Direction — Retype exactly the lines from the first one through the line with "10px; height: 6px;", including both ends; skip any pictures.

○ ○ ○ ○

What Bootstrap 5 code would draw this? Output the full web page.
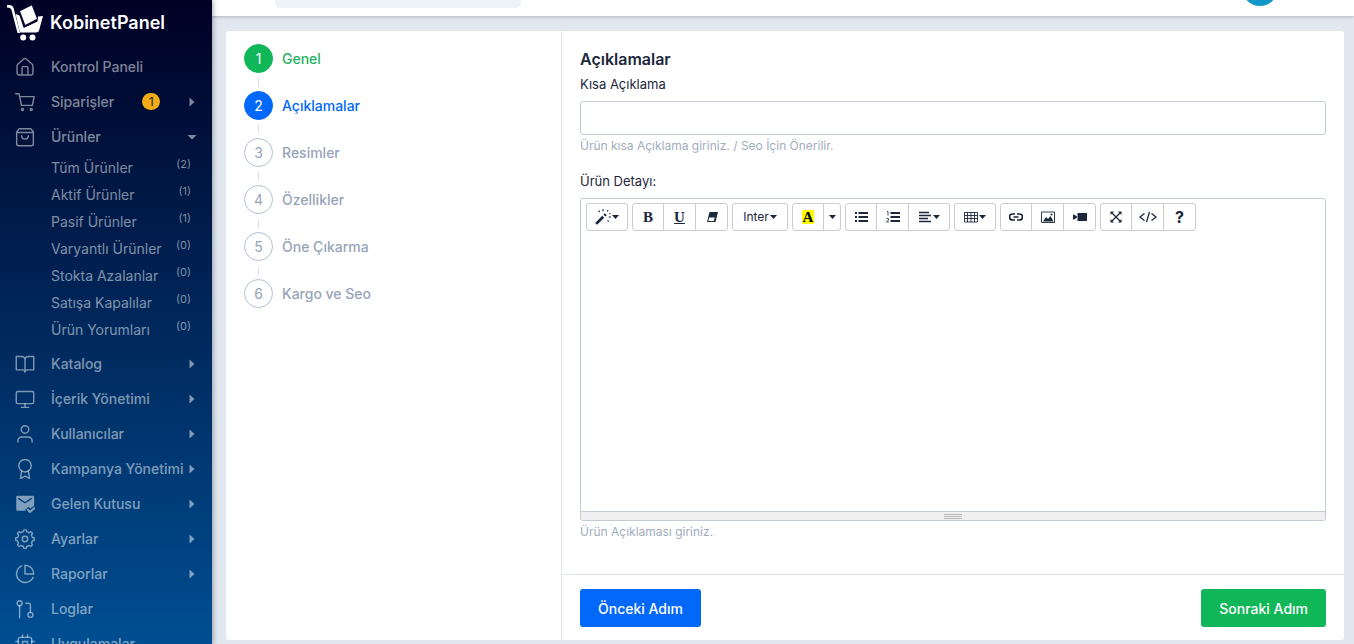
<!DOCTYPE html>
<html lang="tr">
<head>
<meta charset="utf-8">
<meta name="viewport" content="width=device-width, initial-scale=1">
<title>KobinetPanel - Ürünler</title>
<link href="https://cdn.jsdelivr.net/npm/bootstrap@5.3.0/dist/css/bootstrap.min.css" rel="stylesheet">
<style>
  :root { --line: #c0ccda; --ink: #1c273c; --brand: #0168fa; --ok: #10b759; --muted: #97a3b9; }
  body { font-family: Inter, "Liberation Sans", sans-serif; font-size: 14px; color: var(--ink); background: #e1e7ef; }
  svg { display: block; flex: none; }

  .side { width: 212px; height: 100vh; position: sticky; top: 0; background: linear-gradient(#000024, #004e92); box-shadow: 1px 0 5px rgba(28,39,60,.4); z-index: 2; }
  .brand-row { height: 49px; padding: 4px 7px 0; gap: 7px; font-size: 18px; font-weight: 600; color: #fff; }
  .brand-row span { padding-top: 8px; }
  .side-link { height: 35px; padding: 0 17px 0 15px; color: rgba(255,255,255,.5); font-weight: 500; font-size: 14px; text-decoration: none; white-space: nowrap; }
  .side-link .ico { width: 20px; height: 20px; margin-right: 16px; }
  .ico { fill: none; stroke: currentColor; stroke-width: 1.7; stroke-linecap: round; stroke-linejoin: round; }
  .sub-list { padding: 0 0 3px; }
  .sub-link { height: 27px; padding: 0 21px 0 51px; color: rgba(255,255,255,.5); text-decoration: none; font-size: 14px; }
  .sub-link small { font-size: 11px; padding-bottom: 6px; }
  .count { width: 18px; height: 17px; border-radius: 9px; background: #f2ad16; color: #3b3520; font-size: 12px; line-height: 17px; text-align: center; margin-left: 28px; }
  .arr { width: 6px; height: 10px; fill: currentColor; margin-left: auto; }
  .arr.open { width: 10px; height: 6px; margin-right: -2px; }

  .top-strip { height: 16px; background: #fff; box-shadow: 0 1px 3px rgba(28,39,60,.25); overflow: hidden; clip-path: inset(0 0 -5px 0); padding: 0 76px 0 63px; }
  .top-strip input { width: 246px; height: 38px; margin-bottom: 8px; border: 0; border-radius: 5px; background: #edf2f6; }
  .avatar { width: 36px; height: 36px; border-radius: 50%; border: 0; background: #1397cb; margin-bottom: 10px; }

  .wizard { margin: 15px 10px 4px 14px; background: #fff; border-radius: 3px; }
  .steps { width: 336px; border-right: 1px solid #dfe4ee; padding: 13px 18px; }
  .step { color: var(--muted); font-weight: 500; text-decoration: none; gap: 9px; font-size: 14px; height: 29px; }
  .step b { width: 29px; height: 29px; border: 1px solid #b4bfd1; border-radius: 50%; font-weight: 400; font-size: 14px; line-height: 27px; text-align: center; }
  .step.done { color: #25b364; } .step.done b { background: var(--ok); border-color: var(--ok); color: #fff; }
  .step.now { color: var(--brand); } .step.now b { background: var(--brand); border-color: var(--brand); color: #fff; }
  .joint { width: 1px; height: 9px; margin: 5px 0 4px 14px; background: #dcdfe8; }

  .pane { padding: 18px 18px 33px; }
  .pane h1 { font-size: 16px; line-height: 20px; font-weight: 600; margin: 0 0 5px; }
  .pane label { font-size: 13px; line-height: 20px; margin-bottom: 7px; display: block; }
  .pane .form-control { border: 1px solid var(--line); border-radius: 3px; height: 34px; }
  .hint { font-size: 12px; line-height: 18px; color: #a0adbd; margin-top: 2px; }
  .editor { border: 1px solid var(--line); border-radius: 3px; overflow: hidden; }
  .tools { padding: 4px 5px; gap: 4px; }
  .tools .btn { height: 28px; width: 32px; padding: 0; border: 1px solid #ccc; border-radius: 3px; background: #fff; color: var(--ink); font-size: 12px; display: flex; align-items: center; justify-content: center; gap: 1px; flex: none; }
  .tools .btn + .btn { width: 33px; }
  .tools .btn svg { width: 14px; height: 14px; }
  .tools .btn .wand { width: 16px; height: 16px; }
  .tools .btn .code { width: 18px; }
  .tools .btn .dn { width: 7px; height: 4px; fill: currentColor; }
  .tools .serif { font-family: "Liberation Serif", serif; font-weight: 700; font-size: 15px; }
  .tools .hl { background: #ff0; color: #000; line-height: 14px; padding: 0 1px; }
  .tools .btn.w-wide { width: 42px; } .tools .btn.w-font { width: 56px; } .tools .btn.w-drop { width: 18px; }
  .editor textarea { height: 276px; border: 0; resize: none; display: block; width: 100%; outline: 0; padding: 10px; }
  .grip { height: 9px; border-top: 1px solid var(--line); background: #f0f0f0; padding-top: 1px; }
  .grip i { display: block; width: 18px; border-top: 1px solid #bbb; margin: 1px auto; }
  .foot { border-top: 1px solid #dfe4ee; padding: 14px 18px 13px; }
  .foot .btn { height: 38px; padding: 0 18px; font-size: 14px; font-weight: 500; border: 0; border-radius: 3px; color: #fff; }
  .btn-prev { background: var(--brand); } .btn-next { background: var(--ok); }
</style>
</head>
<body>
<svg width="0" height="0" class="position-absolute" aria-hidden="true">
  <symbol id="right" viewBox="0 0 6 10"><path d="M.5 .5l5 4.500-5 4.500z"/></symbol>
  <symbol id="down" viewBox="0 0 10 6"><path d="M.5 1h9L5 5.500z"/></symbol>
  <symbol id="caret" viewBox="0 0 7 4"><path d="M0 0h7L3.500 4z"/></symbol>
</svg>
<div class="d-flex">
  <aside class="side flex-shrink-0 overflow-hidden">
    <div class="brand-row d-flex align-items-start">
      <svg width="36" height="37" viewBox="0 0 36 37" fill="#fff"><path d="M0 1h2c2.500 0 4 1 4.600 3L13 29h-2.500L4.500 6C4 4.500 2.500 3.800 0 3.500z"/><path d="M8.500 10l4 1.500 4.200 12.500 13.800-6.500.5-5L36 12l-3.800 14c-.5 1.800-1.500 2.500-3.200 2.500H13z"/><path d="M12.500 7L25 .8 30.500 15 18 21.500z" stroke="#00062a" stroke-width=".9"/><circle cx="16.200" cy="33.500" r="3"/><circle cx="25.500" cy="33.500" r="3"/></svg>
      <span class="lh-sm">KobinetPanel</span>
    </div>
    <nav aria-label="Ana menü">
      <a href="#" class="side-link d-flex align-items-center"><svg class="ico" viewBox="0 0 24 24"><path d="M2.500 10.500Q2.500 9.500 3.300 8.800L10.500 2.300Q12 1 13.500 2.300L20.700 8.800Q21.500 9.500 21.500 10.500V19.500a2 2 0 0 1-2 2h-15a2 2 0 0 1-2-2zM8.500 21.500V12.500q0-1 1-1h5q1 0 1 1v9"/></svg>Kontrol Paneli</a>
      <a href="#" class="side-link d-flex align-items-center"><svg class="ico" viewBox="0 0 24 24"><path d="M.8 2h4l3 14h13l2.200-10.500H5.600"/><circle cx="9" cy="21" r="1.200"/><circle cx="19.500" cy="21" r="1.200"/></svg>Siparişler<span class="count">1</span><svg class="arr"><use href="#right"/></svg></a>
      <a href="#" class="side-link d-flex align-items-center" aria-expanded="true"><svg class="ico" viewBox="0 0 24 24"><path d="M2 6l3-4h14l3 4v14a2.500 2.500 0 0 1-2.500 2.500h-15A2.500 2.500 0 0 1 2 20zM2 6.500h20M16 10.500a4 4 0 0 1-8 0"/></svg>Ürünler<svg class="arr open"><use href="#down"/></svg></a>
      <div class="sub-list">
        <a href="#" class="sub-link d-flex align-items-center justify-content-between">Tüm Ürünler<small>(2)</small></a>
        <a href="#" class="sub-link d-flex align-items-center justify-content-between">Aktif Ürünler<small>(1)</small></a>
        <a href="#" class="sub-link d-flex align-items-center justify-content-between">Pasif Ürünler<small>(1)</small></a>
        <a href="#" class="sub-link d-flex align-items-center justify-content-between">Varyantlı Ürünler<small>(0)</small></a>
        <a href="#" class="sub-link d-flex align-items-center justify-content-between">Stokta Azalanlar<small>(0)</small></a>
        <a href="#" class="sub-link d-flex align-items-center justify-content-between">Satışa Kapalılar<small>(0)</small></a>
        <a href="#" class="sub-link d-flex align-items-center justify-content-between">Ürün Yorumları<small>(0)</small></a>
      </div>
      <a href="#" class="side-link d-flex align-items-center"><svg class="ico" viewBox="0 0 24 24"><path d="M1.500 3H8a4 4 0 0 1 4 3.500V22c0-2-1.500-3-3-3H1.500zM22.500 3H16a4 4 0 0 0-4 3.500V22c0-2 1.500-3 3-3h7.500z"/></svg>Katalog<svg class="arr"><use href="#right"/></svg></a>
      <a href="#" class="side-link d-flex align-items-center"><svg class="ico" viewBox="0 0 24 24"><rect x="1.500" y="3" width="21" height="14.500" rx="2"/><path d="M12 17.500V22M7.500 22h9"/></svg>İçerik Yönetimi<svg class="arr"><use href="#right"/></svg></a>
      <a href="#" class="side-link d-flex align-items-center"><svg class="ico" viewBox="0 0 24 24"><circle cx="12" cy="6.500" r="4.500"/><path d="M3.500 21.500V20a4.500 4.500 0 0 1 4.500-4.500h8a4.500 4.500 0 0 1 4.500 4.500v1.500"/></svg>Kullanıcılar<svg class="arr"><use href="#right"/></svg></a>
      <a href="#" class="side-link d-flex align-items-center"><svg class="ico" viewBox="0 0 24 24"><circle cx="12" cy="8" r="7.500"/><path d="M8 14.500L6.500 23.500l5.500-3 5.500 3L16 14.500"/></svg>Kampanya Yönetimi<svg class="arr"><use href="#right"/></svg></a>
      <a href="#" class="side-link d-flex align-items-center"><svg class="ico" viewBox="0 0 24 24"><path d="M3 2h18.500c.8 0 1.500.7 1.500 1.500V14l-4.500 3.500-2.500-2-3.500 3.500V20H3c-.8 0-1.500-.7-1.500-1.500v-15C1.500 2.700 2.200 2 3 2z" fill="currentColor" stroke="none"/><path d="M4.500 5.500l7.500 5 7.500-5" stroke="#00407c"/><path d="M15.500 19l2.500 2.500 5-4.500" stroke-width="2.500"/></svg>Gelen Kutusu<svg class="arr"><use href="#right"/></svg></a>
      <a href="#" class="side-link d-flex align-items-center"><svg class="ico" viewBox="0 0 24 24"><path d="M10 3.200L10.500 1h3l.5 2.200 3 1.300 2-1.300 2 2-1.300 2.200 1.200 2.800 2.300.5v2.800l-2.300.6-1.200 2.900 1.300 2-2 2-2-1.200-3 1.200-.5 2.300h-3l-.5-2.300-3-1.200-2 1.200-2-2 1.300-2-1.200-2.900L.8 13.500v-2.800l2.300-.5 1.200-2.800L3 5.200l2-2 2 1.300z"/><circle cx="12" cy="12" r="3.300"/></svg>Ayarlar<svg class="arr"><use href="#right"/></svg></a>
      <a href="#" class="side-link d-flex align-items-center"><svg class="ico" viewBox="0 0 24 24"><path d="M8 2.300A10.400 10.400 0 1 0 21.800 16M12 1.500V12h10.500A10.500 10.500 0 0 0 12 1.500z"/></svg>Raporlar<svg class="arr"><use href="#right"/></svg></a>
      <a href="#" class="side-link d-flex align-items-center"><svg class="ico" viewBox="0 0 24 24"><circle cx="5.500" cy="5" r="3"/><circle cx="18.500" cy="19" r="3"/><path d="M5.500 8v14.500M13 5h3.500a2 2 0 0 1 2 2v9"/></svg>Loglar</a>
      <a href="#" class="side-link d-flex align-items-center"><svg class="ico" viewBox="0 0 24 24"><rect x="4" y="4" width="16" height="16" rx="2"/><path d="M9 9h6v6H9zM9 1v3M15 1v3M1 9h3M20 9h3M1 15h3M20 15h3"/></svg>Uygulamalar</a>
    </nav>
  </aside>

  <div class="flex-grow-1">
    <header class="top-strip d-flex align-items-end justify-content-between">
      <input type="search" aria-label="Ara">
      <button class="avatar" type="button" aria-label="Hesap"></button>
    </header>
    <main class="wizard d-flex">
      <nav class="steps flex-shrink-0" aria-label="Adımlar">
        <a href="#" class="step done d-flex align-items-center"><b>1</b>Genel</a><div class="joint"></div>
        <a href="#" class="step now d-flex align-items-center"><b>2</b>Açıklamalar</a><div class="joint"></div>
        <a href="#" class="step d-flex align-items-center"><b>3</b>Resimler</a><div class="joint"></div>
        <a href="#" class="step d-flex align-items-center"><b>4</b>Özellikler</a><div class="joint"></div>
        <a href="#" class="step d-flex align-items-center"><b>5</b>Öne Çıkarma</a><div class="joint"></div>
        <a href="#" class="step d-flex align-items-center"><b>6</b>Kargo ve Seo</a>
      </nav>
      <form class="flex-grow-1" onsubmit="return false">
        <div class="pane">
          <h1>Açıklamalar</h1>
          <label for="brief">Kısa Açıklama</label>
          <input id="brief" type="text" class="form-control">
          <div class="hint mb-3">Ürün kısa Açıklama giriniz. / Seo İçin Önerilir.</div>
          <label for="detail">Ürün Detayı:</label>
          <div class="editor">
            <div class="tools d-flex flex-wrap">
              <div class="btn-group"><button type="button" class="btn w-wide" aria-label="Stil"><svg class="wand" viewBox="0 0 14 14"><path d="M1 13l6.200-6.200" stroke="currentColor" stroke-width="2.400"/><path d="M8.200 5.800l1.200-1.200" stroke="currentColor" stroke-width="2.400"/><path d="M7 0v2M3 1.500l1.200 1.200M11.500 1l-1 1M12 7h2M11 10l1 1M12.500 4h1" stroke="currentColor" stroke-width="1"/></svg><svg class="dn"><use href="#caret"/></svg></button></div>
              <div class="btn-group"><button type="button" class="btn serif">B</button><button type="button" class="btn serif text-decoration-underline">U</button><button type="button" class="btn" aria-label="Temizle"><svg viewBox="0 0 14 14"><path d="M4.500 2H13L10.500 12H2zM4.200 7.500L3.300 11h5.500l.9-3.500z" fill="currentColor" fill-rule="evenodd"/></svg></button></div>
              <div class="btn-group"><button type="button" class="btn w-font">Inter<svg class="dn"><use href="#caret"/></svg></button></div>
              <div class="btn-group"><button type="button" class="btn serif"><span class="hl">A</span></button><button type="button" class="btn w-drop" aria-label="Renkler"><svg class="dn"><use href="#caret"/></svg></button></div>
              <div class="btn-group"><button type="button" class="btn" aria-label="Liste"><svg viewBox="0 0 14 14" stroke="currentColor" stroke-width="2"><path d="M1 3h2M1 7h2M1 11h2M4.500 3H14M4.500 7H14M4.500 11H14"/></svg></button><button type="button" class="btn" aria-label="Numaralı liste"><svg viewBox="0 0 14 14" stroke="currentColor" stroke-width="2"><path d="M4.500 3H14M4.500 7H14M4.500 11H14"/><path d="M1 1.500h1v4M.5 8.500h2v1.500l-2 2h2.500" fill="none" stroke-width=".8"/></svg></button><button type="button" class="btn w-wide" aria-label="Paragraf"><svg viewBox="0 0 14 14" stroke="currentColor" stroke-width="1.500"><path d="M1 2.500h10M1 5.500h12M1 8.500h9M1 11.500h12"/></svg><svg class="dn"><use href="#caret"/></svg></button></div>
              <div class="btn-group"><button type="button" class="btn w-wide" aria-label="Tablo"><svg viewBox="0 0 14 14" fill="none" stroke="currentColor" stroke-width=".9"><path d="M.5 2.500h13v9.500H.5zM.5 5.500h13M.5 8.500h13M3.500 2.500V12M7 2.500V12M10.500 2.500V12"/></svg><svg class="dn"><use href="#caret"/></svg></button></div>
              <div class="btn-group"><button type="button" class="btn" aria-label="Bağlantı"><svg viewBox="0 0 14 14" fill="none" stroke="currentColor" stroke-width="1.700"><path d="M6 4H3.500a3 3 0 0 0 0 6H6M8 4h2.500a3 3 0 0 1 0 6H8M4.500 7h5"/></svg></button><button type="button" class="btn" aria-label="Resim"><svg viewBox="0 0 14 14"><path d="M.5 2h13v10.500H.5z" fill="none" stroke="currentColor" stroke-width=".9"/><path d="M2 11.500l3-4.500 2 2 2.500-3 3 5.500z" fill="currentColor"/><circle cx="10.500" cy="4.500" r="1" fill="currentColor"/></svg></button><button type="button" class="btn" aria-label="Video"><svg viewBox="0 0 14 14" fill="currentColor"><path d="M4.500 3H14v8H4.500zM0 4.500h1L4 6.500v1L1 9.500H0z"/></svg></button></div>
              <div class="btn-group"><button type="button" class="btn" aria-label="Tam ekran"><svg viewBox="0 0 14 14" stroke="currentColor" stroke-width="1.300"><path d="M3 3l8 8M11 3l-8 8"/><path d="M1.500 5V1.500H5zM9 1.500h3.500V5zM1.500 9v3.500H5zM9 12.500h3.500V9z" fill="currentColor" stroke="none"/></svg></button><button type="button" class="btn" aria-label="Kod"><svg class="code" viewBox="0 0 18 14" fill="none" stroke="currentColor" stroke-width="1.300"><path d="M5.500 3.500L1 7l4.500 3.500M12.500 3.500L17 7l-4.500 3.500M10.500 2l-3 10"/></svg></button><button type="button" class="btn fw-bold fs-6">?</button></div>
            </div>
            <textarea id="detail"></textarea>
            <div class="grip"><i></i><i></i><i></i></div>
          </div>
          <div class="hint">Ürün Açıklaması giriniz.</div>
        </div>
        <div class="foot d-flex justify-content-between">
          <button type="button" class="btn btn-prev">Önceki Adım</button>
          <button type="button" class="btn btn-next">Sonraki Adım</button>
        </div>
      </form>
    </main>
  </div>
</div>
<script src="https://cdn.jsdelivr.net/npm/bootstrap@5.3.0/dist/js/bootstrap.bundle.min.js"></script>
</body>
</html>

○ ○ ○ ○

Finished task —
What Bootstrap 5 code would draw this? Output the full web page.
<!DOCTYPE html>
<html lang="tr">
<head>
<meta charset="utf-8">
<meta name="viewport" content="width=device-width, initial-scale=1">
<title>KobinetPanel - Ürünler</title>
<link href="https://cdn.jsdelivr.net/npm/bootstrap@5.3.0/dist/css/bootstrap.min.css" rel="stylesheet">
<style>
  :root { --line: #c0ccda; --ink: #1c273c; --brand: #0168fa; --ok: #10b759; --muted: #97a3b9; }
  body { font-family: Inter, "Liberation Sans", sans-serif; font-size: 14px; color: var(--ink); background: #e1e7ef; }
  svg { display: block; flex: none; }

  .side { width: 212px; height: 100vh; position: sticky; top: 0; background: linear-gradient(#000024, #004e92); box-shadow: 1px 0 5px rgba(28,39,60,.4); z-index: 2; }
  .brand-row { height: 49px; padding: 4px 7px 0; gap: 7px; font-size: 18px; font-weight: 600; color: #fff; }
  .brand-row span { padding-top: 8px; }
  .side-link { height: 35px; padding: 0 17px 0 15px; color: rgba(255,255,255,.5); font-weight: 500; font-size: 14px; text-decoration: none; white-space: nowrap; }
  .side-link .ico { width: 20px; height: 20px; margin-right: 16px; }
  .ico { fill: none; stroke: currentColor; stroke-width: 1.7; stroke-linecap: round; stroke-linejoin: round; }
  .sub-list { padding: 0 0 3px; }
  .sub-link { height: 27px; padding: 0 21px 0 51px; color: rgba(255,255,255,.5); text-decoration: none; font-size: 14px; }
  .sub-link small { font-size: 11px; padding-bottom: 6px; }
  .count { width: 18px; height: 17px; border-radius: 9px; background: #f2ad16; color: #3b3520; font-size: 12px; line-height: 17px; text-align: center; margin-left: 28px; }
  .arr { width: 6px; height: 10px; fill: currentColor; margin-left: auto; }
  .arr.open { width: 10px; height: 6px; margin-right: -2px; }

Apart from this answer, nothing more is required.